Page 1 of 2

Routine to split files

Posted: Mon Nov 25, 2013 3:07 am
by PAULOM
Hello,

I have to create a routine DataStage which allows me to splitter my file in entry to so much file as ID (parameter) in the first file.

Is it possible to make that with a routine?

Thank you.

Posted: Mon Nov 25, 2013 4:42 am
by ArndW
You can do it in a routine, or better yet in a transform stage - but could you post an example of what you want to do, i.e. how that parameter value is defined on the first line and how to split your file.

Posted: Mon Nov 25, 2013 4:49 am
by PAULOM
Thanks for your answer,

for example :

My entry file :

NAME|SURNAME|ID_SESSION|...

PAUL|BOB|TEST
PIT|BRAD|TEST
BILLY|JOHN|TEST2


At final, I want 2 files with the first :

PAUL|BOB|TEST
PIT|BRAD|TEST

And the second :

BILLY|JOHN|TEST2

I don't how to do with the Transformer, i think i do make a routine to split may files and do a loop in my job....

Posted: Mon Nov 25, 2013 6:04 am
by ArndW
How many output files (ID_SESSION) do you have and are the values for the filenames known beforehand? If the number is limited and the values known, then I would use a transform stage with constraints, one output link per output file.

Posted: Mon Nov 25, 2013 6:43 am
by PAULOM
No, I don't know the number and the names of ID_SESSION...

Posted: Mon Nov 25, 2013 11:05 am
by asorrell
[Edit] - redacted some advice - missed the fact it was a Server job!

To be quite truthful, if there's no data manipulation being done, this could be done much more efficiently by a UNIX shell script that sorted the data based on the ID_SESSION then split it into its component files. If I had a choice, that's what I'd do. You could still execute the shell script from a job sequence to put it into a job stream.

Posted: Mon Nov 25, 2013 11:11 am
by chulett
asorrell wrote:DataStage doesn't have the ability to select output file names based on data values until Revision 9.1.
Other than the Folder stage in a Server job or Server Shared Container but it too falls into the 'ugly' camp.

Oh, and technically the XML Output stage. Sorta. :wink:

[Edit] So noted! I modified my post... Always keeping me honest! :-) - Andy

Posted: Tue Nov 26, 2013 4:21 am
by PAULOM
Hello,

Thank you for your answers. I am not going to follow your recommendations because I don't feel able of making it technically.

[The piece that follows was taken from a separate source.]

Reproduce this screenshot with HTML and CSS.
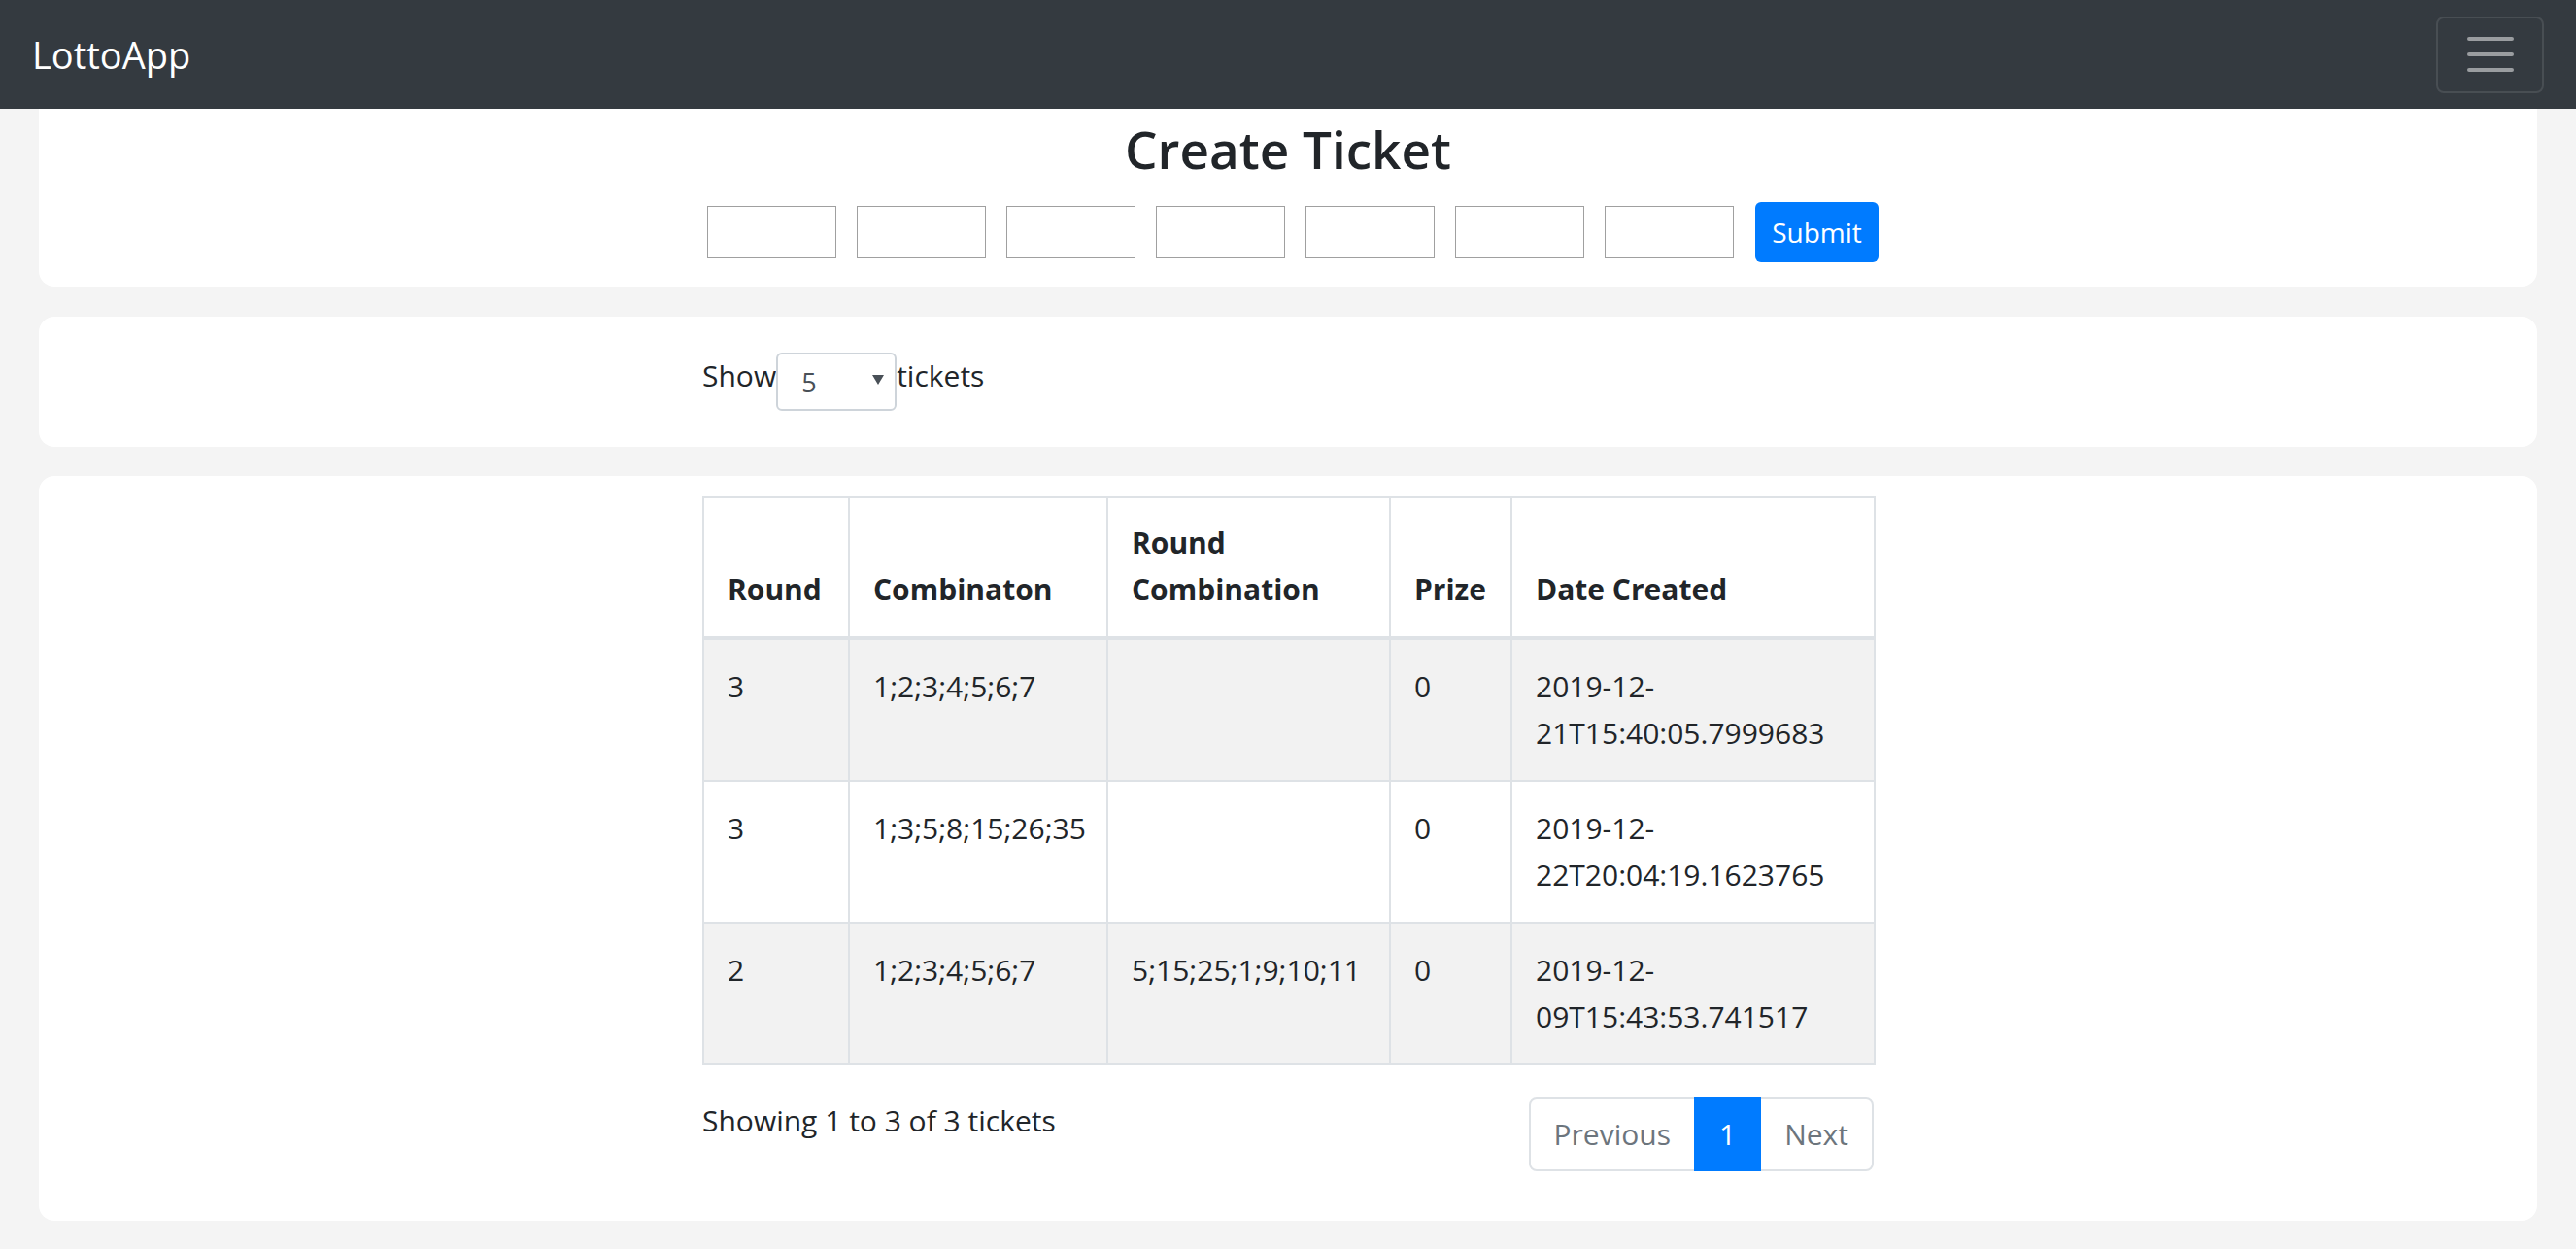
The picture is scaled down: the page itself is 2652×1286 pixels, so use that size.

I know that it is possible to make it with a routine (and it was on this point that I wanted to know more about it) more a loop on the job.

Thanks to you.

Posted: Tue Nov 26, 2013 4:37 am
by eph
Hi,

In addition to the folder stage in container proposed by Craig, you can use a custom PX routine to do the split (that's what I use successfully).

Check those threads :
viewtopic.php?t=145412
viewtopic.php?t=114531

Eric

Posted: Tue Nov 26, 2013 4:46 am
by ArndW
If you really want to make a routine you would pass it the columns, in the routine it would:

1. Open the appropriate file using OPENSEQ
2. Position to the end-of-file using SEEK
3. Write the line using WRITESEQ
4. Close the file using CLOSESEQ

If the files are big or performance is important, you could use a COMMON block in your code to store an array of file units pointing to the corresponding sequential files so that you don't need to OPEN/CLOSE them on each call.

Posted: Tue Nov 26, 2013 11:57 am
by PAULOM
@eph, sorry i'm on Datastage Server 8.5 and not PX
@ArndW, thanks for your response, Can u please explain step by step how to use this routine in my requirement.

Thanks and Regards,

Posted: Tue Nov 26, 2013 12:08 pm
by Mike
Do you really need a routine? I find Craig's suggestion of using the Folder stage to be the easiest implementation...

Mike

Posted: Tue Nov 26, 2013 3:07 pm
by bart12872
Well, I think the quickest way and the easier way is to use a awk command

you create your file with all data. And after that run a awk command reading all lines and writing them in output files.
the output files name contains a parameter witch is the value of the id_session of the line.

something like that
awk -F"|" '{ print $0 }' /directory/your_file_$3.txt

i don't test this command line, but i use it a lot in the past. Feel free to test and adapt it.

Posted: Wed Nov 27, 2013 5:13 am
by ArndW
PAULOM wrote:@ArndW, thanks for your response, Can u please explain step by step how to use this routine in my requirement.
No, I don't wish to do that. That would end up actually writing the BASIC routine and I think if you open the BASIC manual for the description of those routines and give it a go you should be able to do it, and the people here would certainly assist you in specific problems that you might have.

Posted: Mon Dec 02, 2013 10:46 am
by chulett
I noted that the Folder stage was a bit of a pain to use as a target because you need to send the entire output payload to it at once in a single record. Is that what you ended up doing? Hard for me to tell from what you posted.